There is perhaps no more delusional angler on the water than the one who catches and releases a hundred trout in a weekend, admonishes a worm-dunker for keeping five, and then pats himself on the back for being a good conservationist. I’ve been that guy.

I’m a hunter. I grew up on venison and have killed my own since I was old enough to do so. It’s a lifestyle that’s questioned a lot these days, and the most thoughtful dialogue on the topic is led by modern conservationist-hunter-thinkers like Steven Rinella, Hank Shaw, and others. Their work focuses on the basic why of hunting: the ethical acquisition of high-quality meat.

The concept is not new, and those guys will tell you that. It is older than humankind. So old, and so deep, in fact, that my hunting elders never really spoke of it. They grew up during the depression on the edge of the great boreal forest, and talking about meat being the reason for hunting would be like talking about oxygen being reason for breathing.

But today the world is a different place entirely and we must now talk about why we personally choose to kill animals.

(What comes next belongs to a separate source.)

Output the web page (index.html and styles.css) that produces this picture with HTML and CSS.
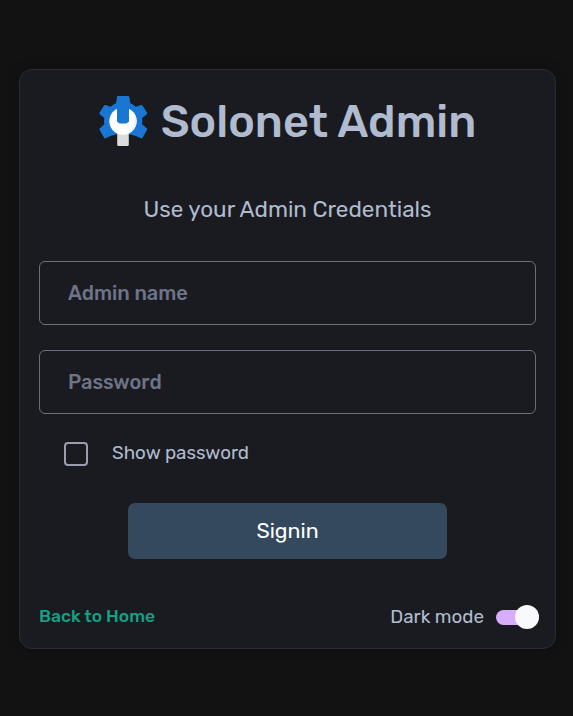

And think about it on our own. Challenge ourselves. And when we do, we find that it dovetails well with ongoing narratives about sustainable agriculture, landscape ecology, human health, and food ethics. Or it should.

And it’s within this discussion that catch-and-release fishing begins to lose its self-righteous shine. Conservation writer Todd Tanner says in his tense Seeking Absolution that the whole idea of catch and release “looks awfully tenuous, as if we are a legion of cats playing with a similar number of unhappy mice.” Even if catch and release was always harmless to the fish — which it is definitely not — it’s still questionable.

“At the same time, though,” Tanner adds, “I think it’s important to point out that we are cats.” We are meat-eaters, and fish are made of meat. By definition, catch and release is us playing with our food.

And fish are good food. No, not the grocery store’s dry-skinned bug-eyed farm-plumped rainbow trout, or the translucent, tasteless tilapia fillets, or the ethically-risky origin-unknown salmon. Instead consider these eight-to-ten-inch wild brown trout, lean and cold, delicious and nutritious, legally and ecologically sustainable. More than sustainable. On some streams, taking a few home is arguably ecologically beneficial.

On some streams, of course. It’s probably too obvious to mention, but not all fisheries can sustain catch-and-keep and not every angler can keep every fish they catch. Moderation in all things.

Because while food is the point, it’s not necessary to fill the freezer. To me, the act of converting fish to food strengthens my connection to the streams that I love, to my own past, to my reasons for fishing in the first place. It takes the experience beyond the technical challenge, the artistry of the cast and the flies. The blood on my hands reminds me of what’s really at stake out there. It’s never a game for the fish, even if I let them go.

So I take my little Mora knife with me on most Driftless trips these days. Bigger fish would probably require a harder hit and a bigger knife, but I don’t kill the bigger fish. I release them. I draw the line at one hand-span, one and a half years of growth. Bigger and smaller I release. I still release many more fish than I kill.

The line is arbitrary, gray. I know it. For now, I’m just trying to own the contradiction.